▶ **LISTED ENTRIES**
******************************

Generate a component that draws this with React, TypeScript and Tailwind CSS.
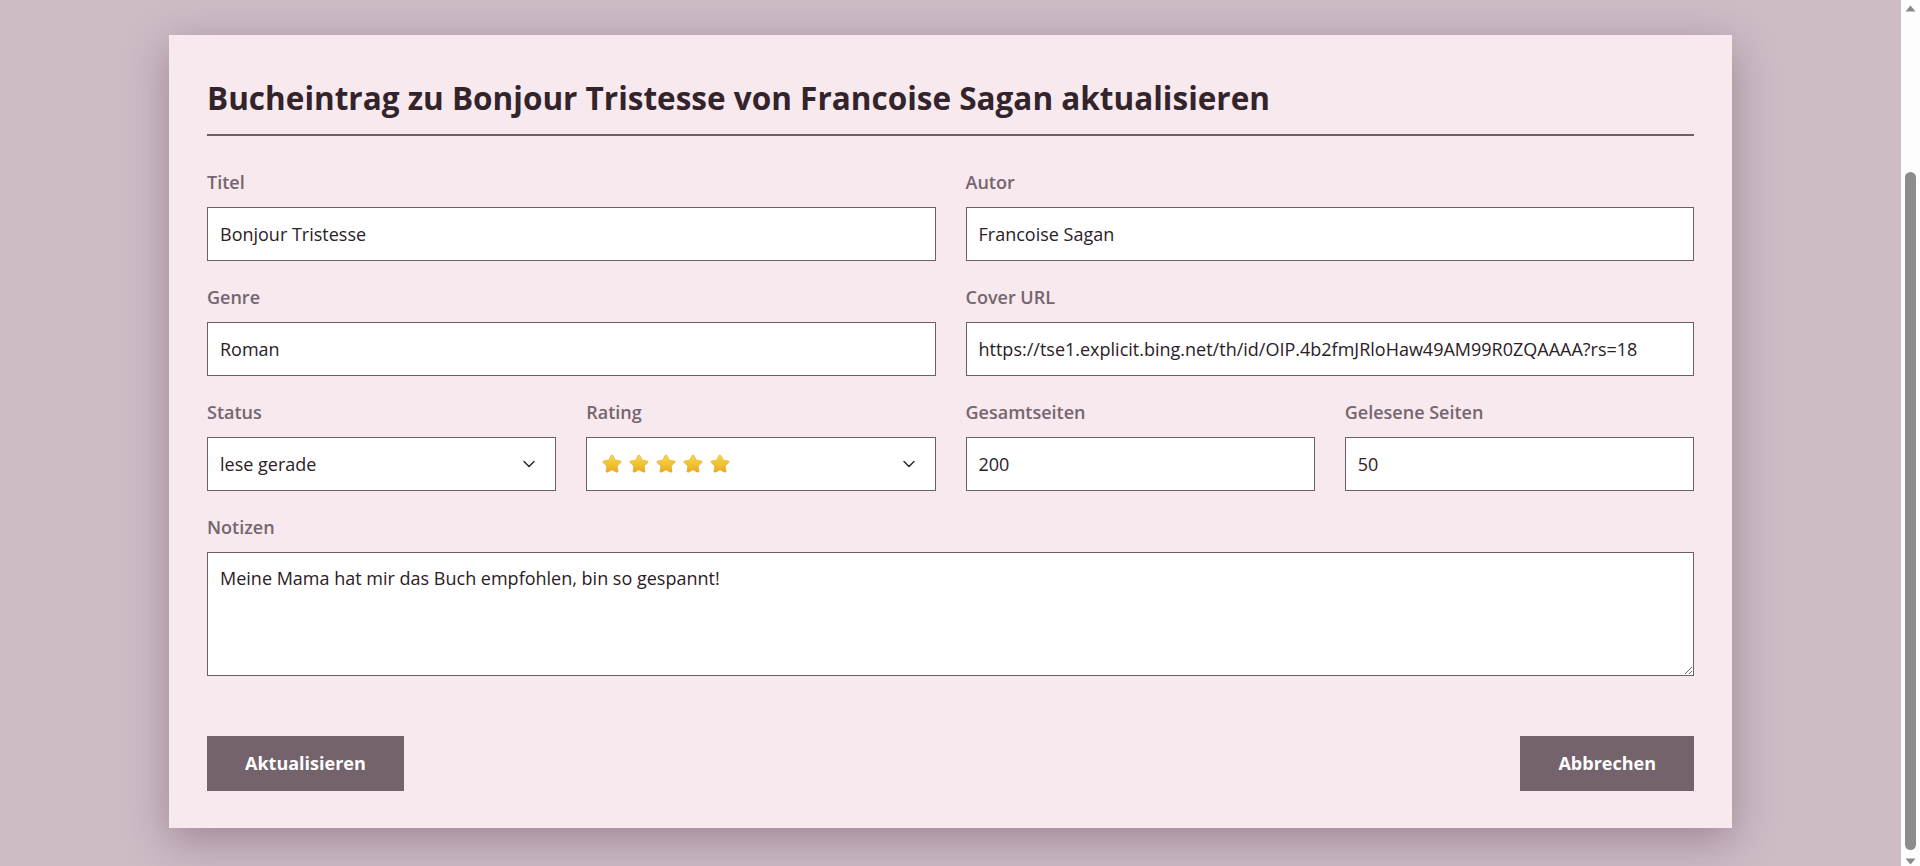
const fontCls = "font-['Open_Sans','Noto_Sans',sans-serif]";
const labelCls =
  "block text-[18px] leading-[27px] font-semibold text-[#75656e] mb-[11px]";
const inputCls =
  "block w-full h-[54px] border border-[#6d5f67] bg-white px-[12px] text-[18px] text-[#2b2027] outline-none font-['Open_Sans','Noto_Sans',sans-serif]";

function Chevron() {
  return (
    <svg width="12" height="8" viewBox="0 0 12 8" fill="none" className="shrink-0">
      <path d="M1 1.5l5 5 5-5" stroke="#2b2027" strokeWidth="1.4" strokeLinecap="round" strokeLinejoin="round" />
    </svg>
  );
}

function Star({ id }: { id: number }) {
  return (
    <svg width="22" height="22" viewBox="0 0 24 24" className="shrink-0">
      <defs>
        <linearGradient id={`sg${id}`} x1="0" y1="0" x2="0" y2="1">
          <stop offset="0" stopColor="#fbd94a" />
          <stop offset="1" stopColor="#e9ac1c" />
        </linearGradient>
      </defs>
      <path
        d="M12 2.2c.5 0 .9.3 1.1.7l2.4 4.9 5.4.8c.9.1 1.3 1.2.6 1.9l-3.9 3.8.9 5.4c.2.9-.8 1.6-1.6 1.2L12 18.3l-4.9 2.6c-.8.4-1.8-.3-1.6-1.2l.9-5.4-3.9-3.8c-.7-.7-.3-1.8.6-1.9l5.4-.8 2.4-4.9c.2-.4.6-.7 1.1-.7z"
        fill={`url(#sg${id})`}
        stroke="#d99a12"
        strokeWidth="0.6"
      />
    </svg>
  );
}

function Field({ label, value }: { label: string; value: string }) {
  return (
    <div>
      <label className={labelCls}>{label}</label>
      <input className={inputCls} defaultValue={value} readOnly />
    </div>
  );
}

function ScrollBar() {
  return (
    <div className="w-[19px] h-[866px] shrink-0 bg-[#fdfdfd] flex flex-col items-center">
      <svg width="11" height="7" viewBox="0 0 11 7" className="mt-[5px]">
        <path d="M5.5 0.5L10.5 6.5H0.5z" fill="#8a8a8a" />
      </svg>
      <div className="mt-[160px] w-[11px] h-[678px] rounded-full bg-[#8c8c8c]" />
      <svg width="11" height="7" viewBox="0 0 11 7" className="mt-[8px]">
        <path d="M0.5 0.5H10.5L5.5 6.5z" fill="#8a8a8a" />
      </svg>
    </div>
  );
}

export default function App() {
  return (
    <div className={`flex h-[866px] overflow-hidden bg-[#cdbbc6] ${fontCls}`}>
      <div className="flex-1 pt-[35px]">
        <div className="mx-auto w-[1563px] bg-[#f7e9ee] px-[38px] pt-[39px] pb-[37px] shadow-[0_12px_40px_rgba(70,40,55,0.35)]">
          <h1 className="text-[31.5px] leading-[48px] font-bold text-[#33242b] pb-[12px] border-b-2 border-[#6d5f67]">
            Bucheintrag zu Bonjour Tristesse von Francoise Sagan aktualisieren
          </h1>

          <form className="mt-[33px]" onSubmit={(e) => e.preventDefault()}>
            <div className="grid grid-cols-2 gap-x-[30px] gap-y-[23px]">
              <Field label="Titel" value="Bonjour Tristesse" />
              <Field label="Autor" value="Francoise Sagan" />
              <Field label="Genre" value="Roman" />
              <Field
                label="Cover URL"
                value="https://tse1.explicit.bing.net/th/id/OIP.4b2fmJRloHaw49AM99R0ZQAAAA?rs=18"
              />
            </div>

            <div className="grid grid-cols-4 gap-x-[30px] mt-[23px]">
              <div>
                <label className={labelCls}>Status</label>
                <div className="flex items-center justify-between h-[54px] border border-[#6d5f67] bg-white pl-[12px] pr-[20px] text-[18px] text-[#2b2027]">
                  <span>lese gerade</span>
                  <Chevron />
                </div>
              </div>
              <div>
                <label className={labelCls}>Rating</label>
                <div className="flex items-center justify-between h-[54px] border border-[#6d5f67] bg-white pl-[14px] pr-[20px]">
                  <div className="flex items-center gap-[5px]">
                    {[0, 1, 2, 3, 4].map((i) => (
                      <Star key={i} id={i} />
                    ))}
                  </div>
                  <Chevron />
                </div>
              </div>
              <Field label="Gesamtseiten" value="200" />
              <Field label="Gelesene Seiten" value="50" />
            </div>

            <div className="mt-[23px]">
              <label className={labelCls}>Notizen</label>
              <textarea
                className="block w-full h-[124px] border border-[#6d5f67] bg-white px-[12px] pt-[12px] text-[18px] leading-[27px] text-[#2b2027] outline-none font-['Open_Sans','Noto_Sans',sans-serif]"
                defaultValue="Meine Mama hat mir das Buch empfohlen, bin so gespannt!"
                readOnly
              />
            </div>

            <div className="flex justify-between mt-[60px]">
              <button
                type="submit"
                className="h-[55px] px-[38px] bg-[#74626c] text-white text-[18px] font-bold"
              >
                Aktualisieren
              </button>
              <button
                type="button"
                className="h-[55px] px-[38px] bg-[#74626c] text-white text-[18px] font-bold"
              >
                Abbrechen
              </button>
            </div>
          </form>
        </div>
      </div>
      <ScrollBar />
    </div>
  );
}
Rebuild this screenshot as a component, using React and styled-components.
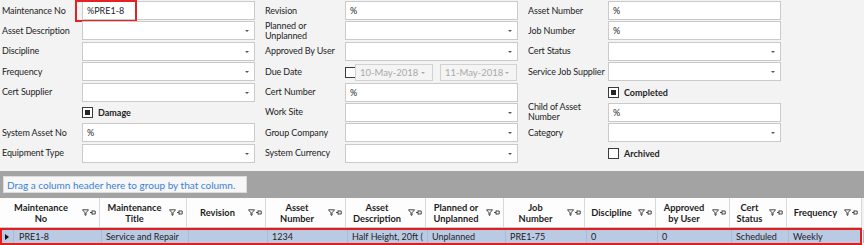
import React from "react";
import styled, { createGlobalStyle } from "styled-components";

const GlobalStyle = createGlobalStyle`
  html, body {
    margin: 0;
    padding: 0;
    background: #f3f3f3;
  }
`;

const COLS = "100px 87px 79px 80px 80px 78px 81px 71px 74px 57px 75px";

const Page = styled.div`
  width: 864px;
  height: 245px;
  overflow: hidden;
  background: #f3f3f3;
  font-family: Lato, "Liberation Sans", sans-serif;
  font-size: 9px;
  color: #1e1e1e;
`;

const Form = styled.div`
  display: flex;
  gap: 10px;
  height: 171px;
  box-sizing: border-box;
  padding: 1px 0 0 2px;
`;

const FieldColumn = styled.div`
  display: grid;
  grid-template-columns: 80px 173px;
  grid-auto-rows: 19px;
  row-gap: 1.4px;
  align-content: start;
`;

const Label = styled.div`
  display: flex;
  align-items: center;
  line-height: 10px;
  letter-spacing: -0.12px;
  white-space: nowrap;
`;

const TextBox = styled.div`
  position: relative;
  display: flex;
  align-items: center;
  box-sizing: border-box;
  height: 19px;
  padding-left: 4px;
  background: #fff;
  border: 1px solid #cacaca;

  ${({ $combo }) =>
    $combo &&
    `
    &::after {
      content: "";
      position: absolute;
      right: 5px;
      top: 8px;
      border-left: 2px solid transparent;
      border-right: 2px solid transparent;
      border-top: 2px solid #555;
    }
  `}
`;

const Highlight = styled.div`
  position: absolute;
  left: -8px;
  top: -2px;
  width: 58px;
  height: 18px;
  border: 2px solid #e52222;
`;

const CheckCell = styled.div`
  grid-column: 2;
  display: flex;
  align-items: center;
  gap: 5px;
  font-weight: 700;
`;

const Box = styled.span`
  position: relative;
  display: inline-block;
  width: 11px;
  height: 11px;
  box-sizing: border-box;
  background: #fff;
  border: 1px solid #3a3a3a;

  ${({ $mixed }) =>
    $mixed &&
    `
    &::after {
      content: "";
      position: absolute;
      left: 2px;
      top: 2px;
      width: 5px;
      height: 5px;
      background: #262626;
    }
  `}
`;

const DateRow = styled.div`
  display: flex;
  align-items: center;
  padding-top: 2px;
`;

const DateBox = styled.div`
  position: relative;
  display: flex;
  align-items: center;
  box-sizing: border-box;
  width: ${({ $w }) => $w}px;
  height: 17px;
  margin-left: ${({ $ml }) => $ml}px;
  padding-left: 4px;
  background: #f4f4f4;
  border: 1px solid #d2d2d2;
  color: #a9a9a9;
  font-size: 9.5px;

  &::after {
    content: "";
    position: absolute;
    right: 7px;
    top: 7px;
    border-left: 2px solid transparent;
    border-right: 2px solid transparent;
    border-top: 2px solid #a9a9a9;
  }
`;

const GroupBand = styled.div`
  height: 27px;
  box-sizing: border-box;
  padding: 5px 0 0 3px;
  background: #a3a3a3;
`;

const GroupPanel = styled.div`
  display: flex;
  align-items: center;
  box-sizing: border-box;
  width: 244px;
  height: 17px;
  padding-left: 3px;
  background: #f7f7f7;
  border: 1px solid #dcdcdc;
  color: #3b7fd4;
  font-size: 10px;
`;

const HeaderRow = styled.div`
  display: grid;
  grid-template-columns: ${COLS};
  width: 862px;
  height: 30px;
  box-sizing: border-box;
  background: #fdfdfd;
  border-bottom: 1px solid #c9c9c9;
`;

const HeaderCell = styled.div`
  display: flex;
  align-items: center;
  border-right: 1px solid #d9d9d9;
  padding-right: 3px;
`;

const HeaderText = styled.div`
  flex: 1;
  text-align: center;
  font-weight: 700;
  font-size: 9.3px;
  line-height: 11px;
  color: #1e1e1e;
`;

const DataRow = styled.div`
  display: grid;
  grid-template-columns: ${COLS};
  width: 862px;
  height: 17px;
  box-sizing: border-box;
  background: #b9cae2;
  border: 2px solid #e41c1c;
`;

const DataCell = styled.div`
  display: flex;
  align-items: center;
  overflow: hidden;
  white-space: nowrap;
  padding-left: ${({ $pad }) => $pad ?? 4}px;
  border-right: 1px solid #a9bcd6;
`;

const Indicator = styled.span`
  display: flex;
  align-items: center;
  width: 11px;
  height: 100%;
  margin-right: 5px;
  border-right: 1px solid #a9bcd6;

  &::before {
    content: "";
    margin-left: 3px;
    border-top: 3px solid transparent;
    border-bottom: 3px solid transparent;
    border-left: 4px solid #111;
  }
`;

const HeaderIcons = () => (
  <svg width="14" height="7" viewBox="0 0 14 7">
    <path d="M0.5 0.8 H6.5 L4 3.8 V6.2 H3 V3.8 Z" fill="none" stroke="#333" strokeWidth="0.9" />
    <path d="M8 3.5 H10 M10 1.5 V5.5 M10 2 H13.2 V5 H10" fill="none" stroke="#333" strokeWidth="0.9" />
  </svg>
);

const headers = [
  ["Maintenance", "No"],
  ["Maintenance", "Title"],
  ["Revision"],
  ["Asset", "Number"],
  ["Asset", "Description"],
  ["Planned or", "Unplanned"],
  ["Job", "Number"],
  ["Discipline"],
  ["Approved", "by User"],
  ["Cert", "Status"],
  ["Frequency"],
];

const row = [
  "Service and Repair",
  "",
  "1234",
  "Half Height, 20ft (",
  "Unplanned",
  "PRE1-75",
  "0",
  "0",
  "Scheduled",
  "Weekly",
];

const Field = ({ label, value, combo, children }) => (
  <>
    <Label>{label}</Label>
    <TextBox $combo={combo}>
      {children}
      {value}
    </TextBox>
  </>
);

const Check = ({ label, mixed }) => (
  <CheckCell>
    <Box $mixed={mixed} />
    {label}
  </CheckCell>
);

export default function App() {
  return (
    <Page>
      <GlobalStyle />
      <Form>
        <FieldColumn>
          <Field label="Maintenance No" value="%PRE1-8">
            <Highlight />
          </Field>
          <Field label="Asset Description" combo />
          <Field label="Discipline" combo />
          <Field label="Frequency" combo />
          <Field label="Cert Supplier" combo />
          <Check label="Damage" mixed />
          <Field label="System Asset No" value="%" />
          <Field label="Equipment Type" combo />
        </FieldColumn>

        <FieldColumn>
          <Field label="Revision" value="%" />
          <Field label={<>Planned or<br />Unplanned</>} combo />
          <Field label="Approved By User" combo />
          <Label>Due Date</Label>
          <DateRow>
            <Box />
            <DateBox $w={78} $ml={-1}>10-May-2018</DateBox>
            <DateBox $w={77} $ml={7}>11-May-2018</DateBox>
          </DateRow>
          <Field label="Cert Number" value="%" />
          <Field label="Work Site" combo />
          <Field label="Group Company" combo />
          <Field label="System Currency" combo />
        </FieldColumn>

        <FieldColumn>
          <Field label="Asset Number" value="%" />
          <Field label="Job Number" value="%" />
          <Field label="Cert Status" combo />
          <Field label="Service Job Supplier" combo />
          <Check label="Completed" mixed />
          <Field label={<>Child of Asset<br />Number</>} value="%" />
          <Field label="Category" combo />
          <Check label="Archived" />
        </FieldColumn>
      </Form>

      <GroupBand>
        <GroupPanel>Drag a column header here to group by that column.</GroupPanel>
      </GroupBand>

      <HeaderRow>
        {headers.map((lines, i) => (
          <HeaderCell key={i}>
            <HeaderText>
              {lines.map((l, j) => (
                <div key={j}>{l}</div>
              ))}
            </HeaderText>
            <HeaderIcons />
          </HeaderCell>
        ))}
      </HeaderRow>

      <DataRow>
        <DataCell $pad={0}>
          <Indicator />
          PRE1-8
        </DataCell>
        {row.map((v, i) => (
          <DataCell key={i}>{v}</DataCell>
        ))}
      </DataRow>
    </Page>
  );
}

******************************

▶ **EXERCISE PROMPT**
Across the material above, count every line holding "this" and write down only the number.

▶ **RESPONSE**
2